The evaporite salts on the surface were being dissolved back into the new hydrosphere. Carbonates, sulfates, and nitrates had all been left behind by the slow evaporation of the ancient Martian seas; there were huge deposits of them, now mixing with the water as it ran across the surface. The mechanics of saltification were still very poorly understood, but clearly the surface water on Mars was going to pick up salt for a long time to come. The archaea, meanwhile, were already hardy halophiles; one species, Haloferax, could live directly on and inside salt crystals. Human beings were not as salt tolerant as that, but their blood was about as salty as Earth’s ocean water, and many of them heavily oversalted most of their food. So an opportunity might exist. Salt was common ground.

A group of little red scientists advocated a subtle double intervention. Archaea would be released onto the surface, in salt containers that would look to them like ocean liners. These would get into the water, and would slip easily into the bloodstream when introduced into human hosts. Here even smaller vessels would carry some of these archaea across the blood-brain barrier—special varieties, genetically engineered by the little red scientists to create certain electrical fields, triggering the excretion of beneficial hormones and other brain chemicals.

Some of the little red people decried this as no more than drug therapy. The group of little red scientists defended it as such. State of mind was in great part chemical condition, as all admitted. Chemical intervention could be defended on that score. This was an emergency; very possibly humans were in the process of overrunning Mars, devastating the planet for all its unseen indigenous life. Meanwhile the archaea were experiencing a population explosion, and spoiling for a fight.

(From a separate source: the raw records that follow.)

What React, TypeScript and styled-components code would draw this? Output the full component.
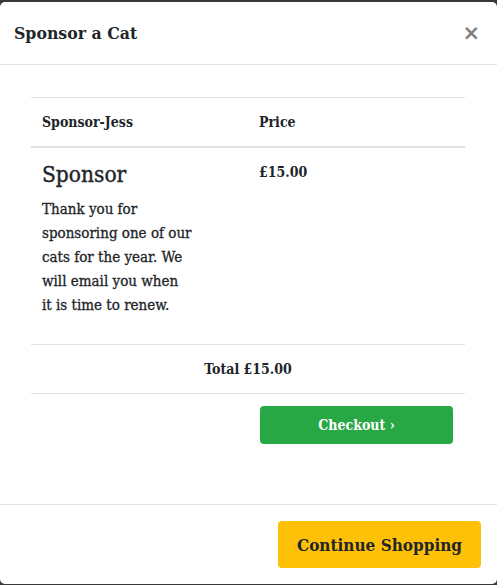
import React from 'react';
import styled, { createGlobalStyle } from 'styled-components';

const GlobalStyle = createGlobalStyle`
    html, body {
        margin: 0;
        padding: 0;
        background: #3a3a3a;
        height: 100%;
        overflow: hidden;
    }
    body {
        font-family: "DejaVu Serif Condensed", "DejaVu Serif", "Liberation Serif", serif;
        font-stretch: condensed;
        color: #212529;
    }
`

const Modal = styled.div`
    margin-top: 2px;
    height: 582px;
    background: #fff;
    border-radius: 5px;
    display: flex;
    flex-direction: column;
    box-sizing: border-box;
`

const Header = styled.div`
    display: flex;
    align-items: center;
    justify-content: space-between;
    padding: 16px 17px 16px 14px;
    border-bottom: 1px solid #dee2e6;
`

const Title = styled.h5`
    margin: 0;
    font-size: 17.5px;
    line-height: 30px;
    font-weight: 700;
`

const Close = styled.button`
    border: 0;
    background: none;
    padding: 0;
    font-family: "DejaVu Sans", sans-serif;
    font-size: 21px;
    line-height: 24px;
    font-weight: 700;
    color: #000;
    opacity: 0.5;
    cursor: pointer;
`

const Body = styled.div`
    flex: 1;
    padding: 32px 32px 0 31px;
`

const Table = styled.table`
    width: 100%;
    border-collapse: collapse;
    table-layout: fixed;
`

const HeadCell = styled.th`
    text-align: left;
    font-size: 14px;
    font-weight: 700;
    line-height: 24px;
    padding: 12px 11px;
    border-top: 1px solid #dee2e6;
    border-bottom: 2px solid #dee2e6;
`

const Cell = styled.td<{ $center?: boolean }>`
    vertical-align: top;
    padding: 12px 11px;
    font-size: 14px;
    line-height: 24px;
    border-top: 1px solid #dee2e6;
    text-align: ${p => (p.$center ? 'center' : 'left')};
`

const Price = styled.span`
    font-weight: 700;
    font-size: 14px;
`

const ItemName = styled.h4`
    margin: 0 0 8px;
    font-size: 22.5px;
    line-height: 29px;
    font-weight: 500;
    -webkit-text-stroke: 0.4px #212529;
`

const Description = styled.p`
    margin: 0 0 15px;
    font-size: 15px;
    line-height: 24px;
    font-weight: 500;
    -webkit-text-stroke: 0.3px #212529;
`

const TotalRow = styled.tr`
    border-bottom: 1px solid #dee2e6;
`

const Total = styled.strong`
    font-size: 14px;
`

const Actions = styled.div`
    display: flex;
    justify-content: flex-end;
    padding-top: 12px;
`

const ActionCol = styled.div`
    width: 50%;
    padding: 0 12px;
    box-sizing: border-box;
`

const Button = styled.button<{ $variant: 'success' | 'warning' }>`
    border: 0;
    border-radius: 4px;
    font-family: inherit;
    font-stretch: inherit;
    font-weight: 700;
    cursor: pointer;
    background: ${p => (p.$variant === 'success' ? '#28a745' : '#ffc107')};
    color: ${p => (p.$variant === 'success' ? '#fff' : '#212529')};
`

const CheckoutButton = styled(Button)`
    width: 100%;
    height: 38px;
    font-size: 14px;
`

const Footer = styled.div`
    display: flex;
    justify-content: flex-end;
    padding: 16px;
    border-top: 1px solid #dee2e6;
`

const ContinueButton = styled(Button)`
    width: 203px;
    height: 47px;
    font-size: 17px;
    font-weight: 600;
`

const App = () => {
    return (
        <>
            <GlobalStyle />
            <Modal>
                <Header>
                    <Title>Sponsor a Cat</Title>
                    <Close aria-label="Close">×</Close>
                </Header>
                <Body>
                    <Table>
                        <thead>
                            <tr>
                                <HeadCell>Sponsor-Jess</HeadCell>
                                <HeadCell>Price</HeadCell>
                            </tr>
                        </thead>
                        <tbody>
                            <tr>
                                <Cell>
                                    <ItemName>Sponsor</ItemName>
                                    <Description>
                                        Thank you for<br />
                                        sponsoring one of our<br />
                                        cats for the year. We<br />
                                        will email you when<br />
                                        it is time to renew.
                                    </Description>
                                </Cell>
                                <Cell><Price>£15.00</Price></Cell>
                            </tr>
                            <TotalRow>
                                <Cell colSpan={2} $center><Total>Total £15.00</Total></Cell>
                            </TotalRow>
                        </tbody>
                    </Table>
                    <Actions>
                        <ActionCol>
                            <CheckoutButton $variant="success">Checkout ›</CheckoutButton>
                        </ActionCol>
                    </Actions>
                </Body>
                <Footer>
                    <ContinueButton $variant="warning">Continue Shopping</ContinueButton>
                </Footer>
            </Modal>
        </>
    );
};

export default App;
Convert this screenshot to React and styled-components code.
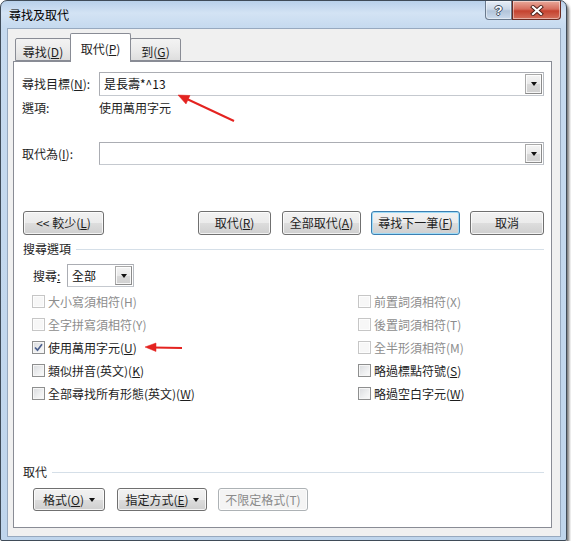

A solution that neutralized both sides would be very welcome. The archaea would see it as the freedom of the surface; the little people would see it as drug therapy; the humans would see it as a deliberate mutation in their values. If no one ever suspected otherwise, where was the harm? Why not let them think so?

So all over Mars streams ran red with silt and salt, across the rain-soaked land. Eventually some of these streams combined to become rivers, and ran out estuaries into the burgeoning new ocean. Since the northern sea had been pumped up out of deep permafrost aquifers, its water at this point was still extremely pure. It was in effect an ocean of distilled water, while the streams and rivers were salty. Humans never failed to comment that this was the reverse of the situation on Earth.

A fair number of the new streams fell off cliffs right into the sea; in these places it looked like someone was pouring red paint into a clear pristine pond, where it spread out on rings and dabs of foam. That looks awful, the humans said to each other, though they didn’t know the half of it. Then they would take a swim in the ocean nearby, and get out and eat their lunches, and on their way home feel funny and resolve to be nicer to people that week.